Short task = From the first line of the data below through the line bearing "React.ReactNode; size?: number;", reproduce each line exactly; do not include pictures.

Dataset extract =
▬▬▬▬▬▬

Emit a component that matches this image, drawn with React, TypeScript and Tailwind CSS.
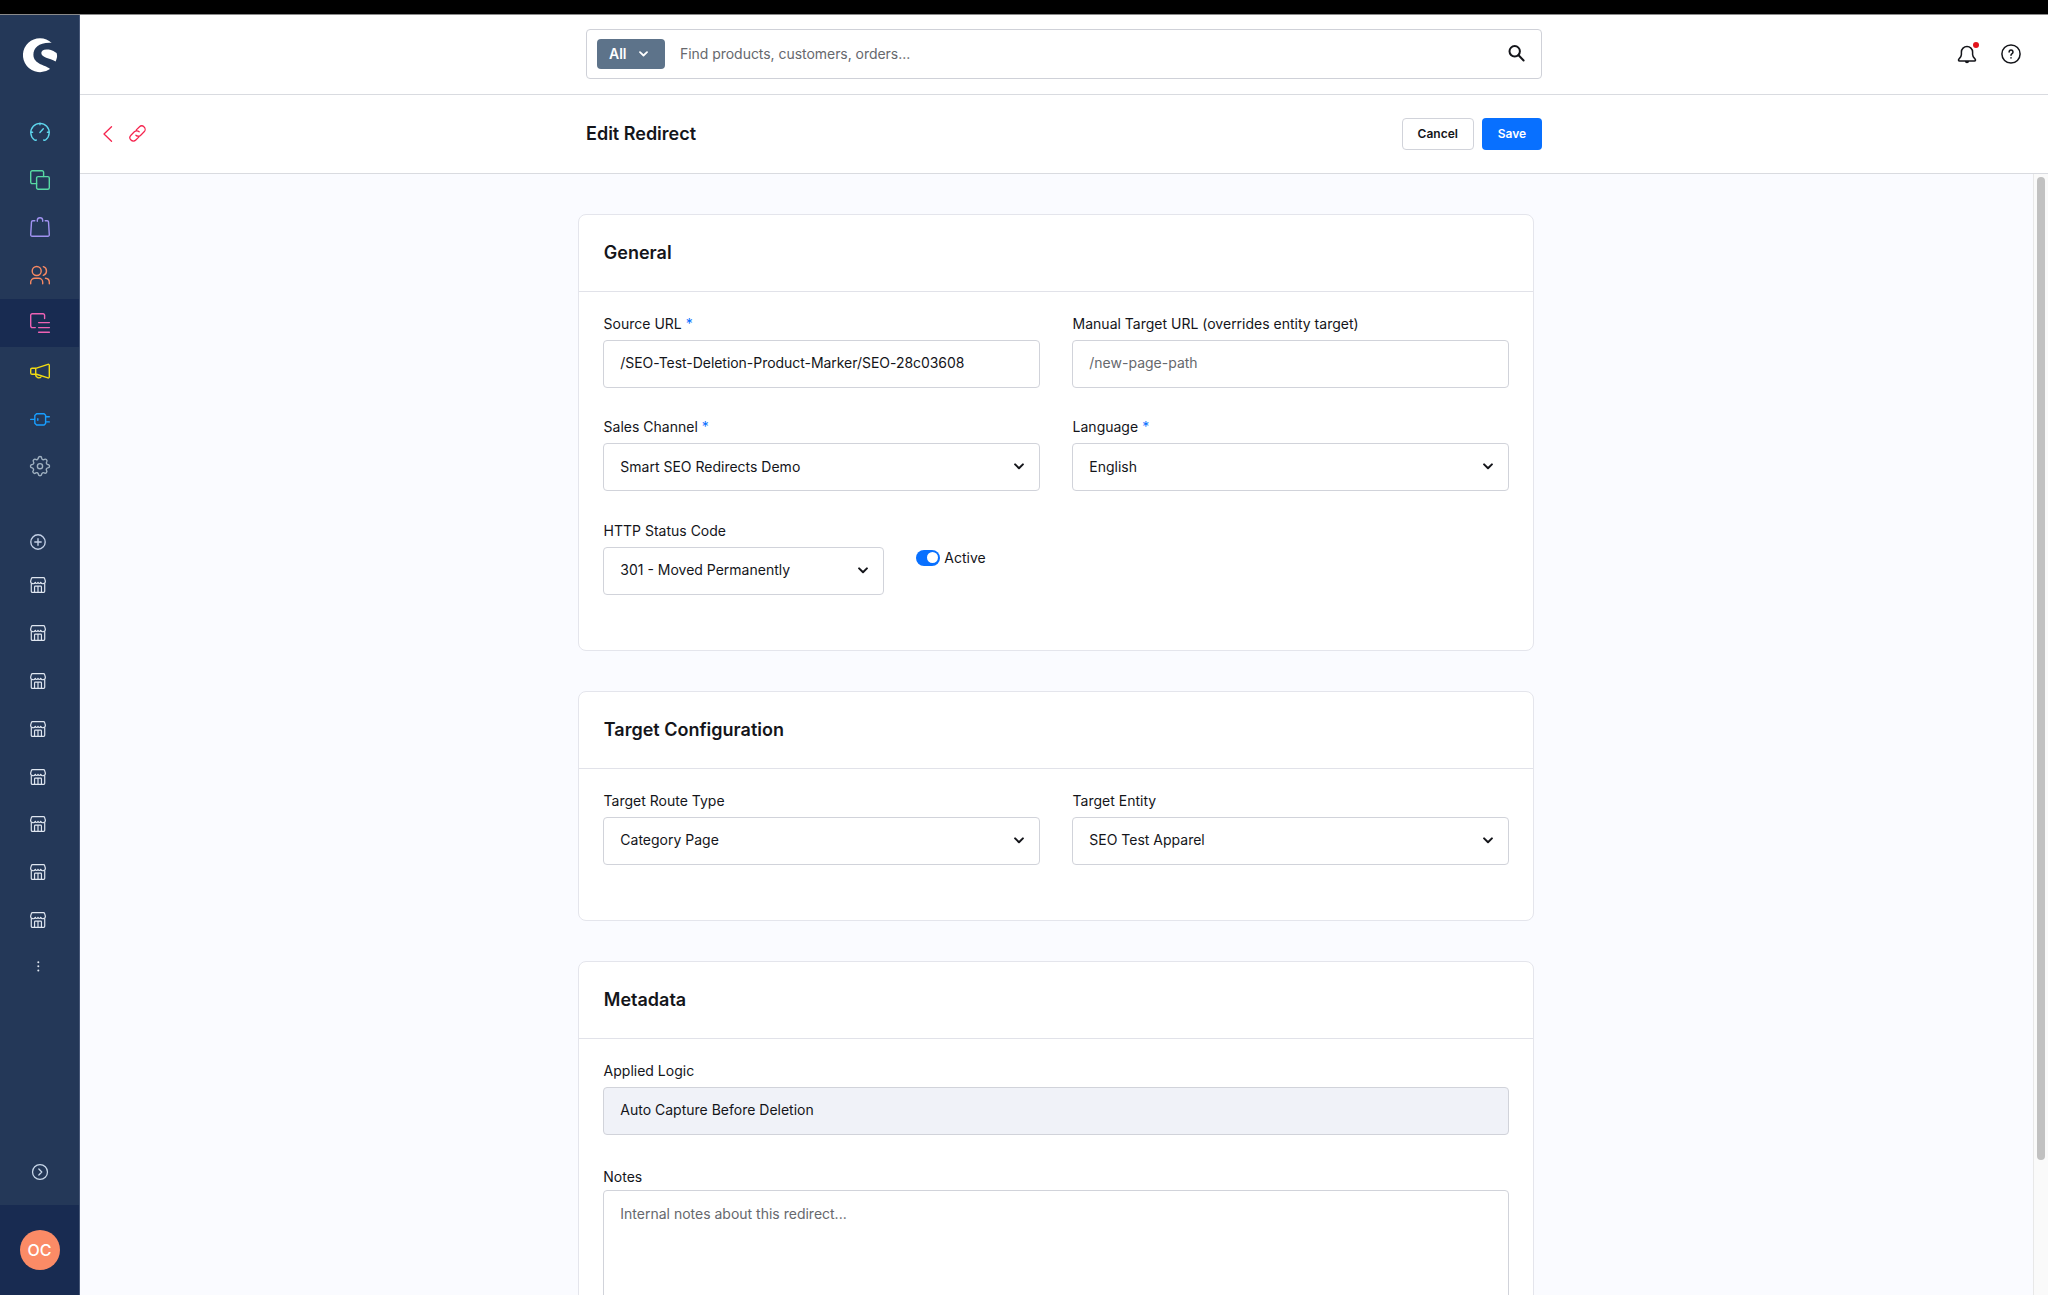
import React from "react";

type P = { children: React.ReactNode; size?: number; className?: string; w?: number };

/* Outline icon on a 20x20 grid */
function Ico({ children, size = 20, className = "", w = 1.4 }: P) {
  return (
    <svg width={size} height={size} viewBox="0 0 20 20" fill="none" stroke="currentColor" strokeWidth={w} strokeLinecap="round" strokeLinejoin="round" className={`shrink-0 overflow-visible ${className}`}>
      {children}
    </svg>
  );
}

const nav = [
  { color: "text-[#5fd7ee]", body: <><path d="M6.300 18a2 2 0 0 1-2.100-.300 9.200 9.200 0 1 1 11.600 0 2 2 0 0 1-2.100.300" /><path d="M10 1.200v1.500M1 10.200h1.600M17.400 10.200H19M9.900 10.400 13.300 6.800" /></> },
  { color: "text-[#57d9a3]", body: <><path d="M6.600 13.600H2.200A1.500 1.500 0 0 1 .7 12.100V2.200A1.500 1.500 0 0 1 2.200.700h9.900a1.500 1.500 0 0 1 1.500 1.500v4.400" /><rect x="6.600" y="6.600" width="12.700" height="12.700" rx="1.500" /></> },
  { color: "text-[#a092f0]", body: <><path d="M4.800 3.700H2.800a1.300 1.300 0 0 0-1.300 1.200L.7 17.800a1.400 1.400 0 0 0 1.400 1.500h15.800a1.400 1.400 0 0 0 1.400-1.500L18.500 4.900a1.300 1.300 0 0 0-1.300-1.200h-2" /><path d="M7.300 4.300V3.200A2.600 2.600 0 0 1 10 .8a2.600 2.600 0 0 1 2.700 2.400v1.100" /></> },
  { color: "text-[#f88962]", body: <><circle cx="6.700" cy="6" r="4.500" /><path d="M.7 18.700v-1.500a4 4 0 0 1 4-4h4a4 4 0 0 1 4 4v1.500M13.300 1.700a4.500 4.500 0 0 1 0 8.600M15.500 13.200a4 4 0 0 1 3.800 4v1.500" /></> },
  { color: "text-[#ee62b4]", active: true, body: <><path d="M5.300 14.600H2.200a1.500 1.500 0 0 1-1.500-1.500V2.300A1.500 1.500 0 0 1 2.200.8h10.900a1.500 1.500 0 0 1 1.500 1.500v3.300M8.600 9.600h10.800M8.600 14.600h10.800M8.600 19.300h10.800" /></> },
  { color: "text-[#f2dc12]", body: <><path d="M5.700 7.300 18 3.300a1 1 0 0 1 1.300 1V16a1 1 0 0 1-1.300.9L5.700 13ZM2 7.200h3.700v6H2A1.300 1.300 0 0 1 .7 12V8.500A1.300 1.300 0 0 1 2 7.200ZM5.700 13.300v.8a3 3 0 0 0 5.600 1.200" /></> },
  { color: "text-[#189eff]", body: <><path d="M.7 10.400h3.600M4.800 6.600 6.600 4.700h7.500l1.500 1.500v8.300l-1.500 1.500H6.600l-1.800-1.800ZM7.800 9.800v1.500M15.800 7.800h3.500M15.800 12.900h3.500" /></> },
  { color: "text-[#9fb0c0]", body: <><circle cx="10" cy="10.200" r="2.600" /><path d="M8.300 2.200a1.700 1.700 0 0 1 3.400 0 1.700 1.700 0 0 0 2.700 1.200 1.700 1.700 0 0 1 2.300 2.400A1.700 1.700 0 0 0 17.800 8.500a1.700 1.700 0 0 1 0 3.400 1.700 1.700 0 0 0-1.200 2.700 1.700 1.700 0 0 1-2.400 2.300A1.700 1.700 0 0 0 11.700 18a1.700 1.700 0 0 1-3.400 0 1.700 1.700 0 0 0-2.600-1.100 1.700 1.700 0 0 1-2.400-2.400A1.700 1.700 0 0 0 2.200 11.900a1.700 1.700 0 0 1 0-3.400 1.700 1.700 0 0 0 1.200-2.800 1.700 1.700 0 0 1 2.300-2.300 1.700 1.700 0 0 0 2.600-1.200Z" /></> },
];

function Shop() {
  return (
    <Ico size={16} w={1.5}>
      <path d="M1.600 8.200V17.900a1.400 1.400 0 0 0 1.400 1.400h14a1.400 1.400 0 0 0 1.400-1.400V8.200" />
      <path d="M.8 5.200 1.700 2A1.600 1.600 0 0 1 3.200.8h13.600A1.600 1.600 0 0 1 18.300 2l.9 3.200c.3 3.600-4.700 4.300-5.900 1.400-.9 2-2.400 2.100-3.300 0-.9 2.100-2.400 2-3.300 0C5.500 9.500.5 8.800.8 5.200Z" />
      <path d="M5.700 19v-6.600a1 1 0 0 1 1-1h6.600a1 1 0 0 1 1 1V19M10 11.600V19" />
    </Ico>
  );
}

function Chevron({ className = "" }: { className?: string }) {
  return (
    <svg width="10" height="7" viewBox="0 0 10 7" fill="none" stroke="currentColor" strokeWidth="2" strokeLinecap="round" strokeLinejoin="round" className={`shrink-0 ${className}`}>
      <path d="M1.100 1.400 5 5.200l3.900-3.800" />
    </svg>
  );
}

type FieldProps = { label: string; value: string; required?: boolean; select?: boolean; placeholder?: boolean; disabled?: boolean; className?: string; valueClass?: string };

function Field({ label, value, required, select, placeholder, disabled, className = "", valueClass = "" }: FieldProps) {
  return (
    <div className={className}>
      <div className="mb-1.5 flex h-5 items-center gap-1 pl-[0.300px]">
        {label}
        {required && <span className="text-[#0870ff]">*</span>}
      </div>
      <div className={`flex h-12 items-center justify-between rounded border border-[#d1d3da] pr-[15.500px] pb-px pl-4 ${disabled ? "bg-[#f0f2f8]" : "bg-white"}`}>
        <span className={`${placeholder ? "text-[#66686d]" : ""} ${valueClass}`}>{value}</span>
        {select && <Chevron />}
      </div>
    </div>
  );
}

function Card({ title, className = "", children }: { title: string; className?: string; children: React.ReactNode }) {
  return (
    <section className={`shrink-0 rounded-lg border border-[#e4e5ec] bg-white ${className}`}>
      <h2 className="flex h-[77px] items-center border-b border-[#e1e2e9] px-6 pl-[24.500px] text-lg font-semibold">{title}</h2>
      <div className="px-6 pt-[21.500px]">{children}</div>
    </section>
  );
}

export default function App() {
  return (
    <div className="flex h-[1295px] w-[2048px] flex-col overflow-hidden bg-white font-['Inter',sans-serif] text-sm text-[#14151a]">
      <div className="h-[15px] shrink-0 border-b border-[#8a8a8a] bg-black" />
      <div className="flex min-h-0 flex-1">
        <aside className="flex w-20 shrink-0 flex-col border-r border-[#475878] bg-[#243858]">
          <div className="flex h-20 items-center justify-center">
            <svg width="34" height="34" viewBox="0 0 34 34" fill="#fff" className="overflow-visible">
              <path d="M28.700 4.900A17 17 0 1 0 27 30.900c-3-3.600-16.600-4.400-16.600-14.200C10.400 9.500 16.500 4.100 28.700 4.900Z" />
              <path d="M32.600 23.400c2-4.200 1.600-6.200 1-8.400C28.900 12 26.500 11.600 23.500 11.600c-3.400 0-5.200 1.600-5.200 3.500 0 4.400 8.300 5.200 14.300 8.300Z" />
            </svg>
          </div>
          <nav className="mt-[13px] flex flex-col">
            {nav.map((n, i) => (
              <div key={i} className={`flex h-[47.800px] items-center justify-center ${n.color} ${n.active ? "bg-[#182b51]" : ""}`}>
                <Ico>{n.body}</Ico>
              </div>
            ))}
          </nav>
          <div className="mt-[42.500px] flex flex-col pl-[30px] text-[#dfe6f0]">
            <div className="flex h-[19px] items-center text-[#c3d0e6]">
              <Ico size={16} w={1.7}><circle cx="10" cy="10" r="9" /><path d="M10 6v8M6 10h8" /></Ico>
            </div>
            <div className="mt-[9.700px]">
              {Array.from({ length: 8 }, (_, i) => (
                <div key={i} className="flex h-[47.800px] items-center"><Shop /></div>
              ))}
            </div>
            <svg width="16" height="14" viewBox="0 0 16 14" fill="currentColor" className="mt-4">
              <circle cx="8.300" cy="2.300" r="1" /><circle cx="8.300" cy="6.300" r="1" /><circle cx="8.300" cy="10.500" r="1" />
            </svg>
          </div>
          <div className="mt-auto flex h-[65px] items-start justify-center text-[#c9d8ea]">
            <Ico size={18} w={1.4} className="mt-[23px]"><circle cx="10" cy="10" r="8.300" /><path d="m8.700 6.700 3.300 3.300-3.300 3.300" /></Ico>
          </div>
          <div className="flex h-[90px] items-center justify-center bg-[#182b51]">
            <div className="flex size-10 items-center justify-center rounded-full bg-[#fb8b66] text-base font-medium text-white">OC</div>
          </div>
        </aside>

        <div className="flex min-w-0 flex-1 flex-col">
          <header className="flex h-20 shrink-0 border-b border-[#d9dbe0]">
            <div className="mt-3.5 ml-[506px] flex h-[50px] w-[956px] items-center rounded border border-[#cfd1d8] px-2.5">
              <div className="flex h-[30px] w-[68px] items-center rounded bg-[#5d738a] pl-3 font-semibold text-white">
                All
                <svg width="9" height="6" viewBox="0 0 9 6" fill="none" stroke="currentColor" strokeWidth="1.800" strokeLinecap="round" strokeLinejoin="round" className="ml-3"><path d="m1 1.200 3.500 3.300L8 1.200" /></svg>
              </div>
              <span className="ml-[15px] flex-1 tracking-[-0.04px] text-[#66686d]">Find products, customers, orders...</span>
              <svg width="17" height="17" viewBox="0 0 17 17" fill="none" stroke="currentColor" strokeWidth="2" strokeLinecap="round" className="mr-1.5 mb-0.5">
                <circle cx="6.700" cy="6.300" r="5.200" /><path d="m10.600 10.300 5 5.200" />
              </svg>
            </div>
            <div className="mr-[27px] ml-auto flex h-[78px] items-center gap-6">
              <div className="relative">
                <Ico w={1.5}><path d="M10 2.500a5.600 5.600 0 0 0-5.600 5.600v2.500c0 1.900-.9 3-2.300 4.300-1 .9-.7 2 .5 2h14.800c1.200 0 1.500-1.100.5-2-1.400-1.300-2.300-2.400-2.300-4.300V8.100A5.600 5.600 0 0 0 10 2.500ZM8.400 17.300a1.700 1.700 0 0 0 3.200 0" /></Ico>
                <span className="absolute -top-[2.500px] right-[-2px] size-1.5 rounded-full bg-[#e3141c]" />
              </div>
              <Ico w={1.5}><circle cx="10" cy="10" r="9.100" /><path d="M8.100 7.900a1.950 1.950 0 1 1 3 1.700c-.8.500-1.100.8-1.100 1.600M10 13.800v.1" /></Ico>
            </div>
          </header>

          <div className="flex h-[79px] shrink-0 items-center border-b border-[#d9dbe0]">
            <div className="mb-px flex w-[506px] items-center gap-4 pl-[22px] text-[#f5244e]">
              <svg width="11" height="16" viewBox="0 0 11 16" fill="none" stroke="currentColor" strokeWidth="1.300" strokeLinecap="round" strokeLinejoin="round"><path d="M9.500.7 2 8l7.500 7.300" /></svg>
              <Ico size={17} w={1.45}><path d="m8.600 5.800 3.500-3.500a4 4 0 0 1 5.700 5.700l-4 4a4 4 0 0 1-5.700 0M11.500 14.200 8 17.700A4 4 0 0 1 2.300 12l4-4A4 4 0 0 1 12 8" /></Ico>
            </div>
            <h1 className="text-lg font-semibold">Edit Redirect</h1>
            <div className="mb-px ml-auto flex gap-2 pr-[506px] text-xs font-semibold">
              <button className="h-8 w-[72.500px] rounded border border-[#d1d3da] bg-white">Cancel</button>
              <button className="h-8 w-[60px] rounded bg-[#0870ff] text-white">Save</button>
            </div>
          </div>

          <div className="flex min-h-0 flex-1 bg-[#fafbff]">
            <main className="flex min-w-0 flex-1 flex-col gap-10 overflow-hidden pt-10">
              <Card title="General" className="ml-[498.300px] h-[437px] w-[956px]">
                <div className="grid grid-cols-2 gap-x-8 gap-y-[29.500px]">
                  <Field label="Source URL" value="/SEO-Test-Deletion-Product-Marker/SEO-28c03608" required valueClass="tracking-[-0.04px]" />
                  <Field label="Manual Target URL (overrides entity target)" value="/new-page-path" placeholder />
                  <Field label="Sales Channel" value="Smart SEO Redirects Demo" required select />
                  <Field label="Language" value="English" required select />
                </div>
                <div className="mt-[29.500px] flex gap-8">
                  <Field label="HTTP Status Code" value="301 - Moved Permanently" select className="w-[281px]" />
                  <div className="mt-[27px] flex h-5 items-center gap-1">
                    <span className="flex h-4 w-6 items-center justify-end rounded-full bg-[#0870ff] pr-0.5"><span className="size-[11px] rounded-full bg-white" /></span>
                    Active
                  </div>
                </div>
              </Card>
              <Card title="Target Configuration" className="ml-[498.300px] h-[230px] w-[956px]">
                <div className="grid grid-cols-2 gap-x-8">
                  <Field label="Target Route Type" value="Category Page" select />
                  <Field label="Target Entity" value="SEO Test Apparel" select />
                </div>
              </Card>
              <Card title="Metadata" className="ml-[498.300px] h-[500px] w-[956px]">
                <Field label="Applied Logic" value="Auto Capture Before Deletion" disabled />
                <div className="mt-8 flex h-5 items-center">Notes</div>
                <div className="mt-[3px] h-[150px] rounded border border-[#d1d3da] px-4 pt-[13px] text-[#66686d]">Internal notes about this redirect...</div>
              </Card>
            </main>
            <div className="w-[15px] shrink-0 border-l border-[#e8e8e8] bg-[#fafafa] pt-[3px] pl-[3px]">
              <div className="h-[983px] w-2 rounded-full bg-[#c1c1c1]" />
            </div>
          </div>
        </div>
      </div>
    </div>
  );
}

▬▬▬▬▬▬

Result of the task =
Emit a component that matches this image, drawn with React, TypeScript and Tailwind CSS.
import React from "react";

type P = { children: React.ReactNode; size?: number; className?: string; w?: number };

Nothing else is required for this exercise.